Ramón María del Valle-Inclán es un escritor manantial del que no cesan de fluir obras inéditas, anécdotas variopintas, versos opalinos, parlamentos ignotos, duelos de ingenio, lances amorosos con aires de transgresión.

Genio tutelar de la vida bohemia del Madrid de entre siglos, biografiado por Ramón Gómez de la Serna y Francisco Umbral, representado asiduamente en los escenarios de España y Latinoamérica, Valle-Inclán está más vigente que nunca, renovando con cada nueva generación de poetas, dramaturgos y narradores el compromiso con la gracia expresiva, la experimentación formal y la ambición sin miedo.

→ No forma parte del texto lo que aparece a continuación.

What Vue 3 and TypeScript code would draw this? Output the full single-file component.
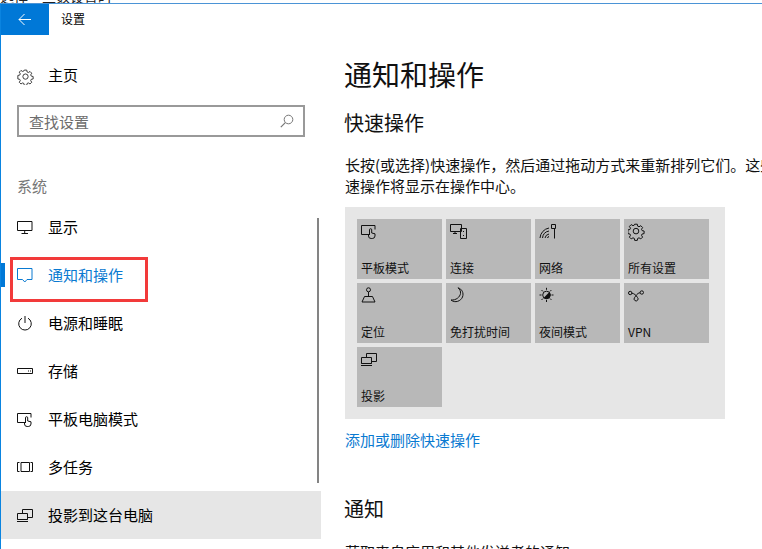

Incluso, ha tenido suerte en la academia, con estudios tan agudos como los de Margarita Santos Zas y Allen W. Phillips. Con sus largas barbas de chivo, su brazo en cabestrillo y su aura de autor maldito, la imagen de Valle-Inclán se proyecta en el «callejón del gato» y nos devuelve una imagen no deformada sino apolínea.

Creador de una mirada, el esperpento, con Luces de bohemia; de un mundo perdido, la magia de la Galicia rural de su infancia en Flor de santidad y Aroma de leyendas, y de un arquetipo, el galán fanático, con el Marqués de Bradomín de su Sonatas, pocos saben, sin embargo, que fue en México donde encontró su vocación de escritor, de la mano de los poetas modernistas, que además lo acercaron a su primer mentor, Rubén Darío, y que la renovación de las letras españoles que significaron sus obras fue en un inicio un injerto americano.

Más conocido es su segundo viaje a México, ya como un autor célebre, invitado por el entonces presidente Álvaro Obregón (a instancias de su amigo Alfonso Reyes) a sumarse a los festejos del centenario de la promulgación de independencia. Ahí nacerá Tirano Banderas, con la que inaugura la novela del dictador latinoamericano, cultivada después por Miguel Ángel Asturias, Augusto Roa Bastos, Gabriel García Márquez, Carlos Fuentes o Mario Vargas Llosa. 

El regreso a Góngora lo implantó en España el mexicanito Reyes y la saga novelística de los dictadores la inició un gallego en América. En lugar de pedir perdón, deberíamos todos celebrar nuestros nexos y disfrutar de nuestros vínculos.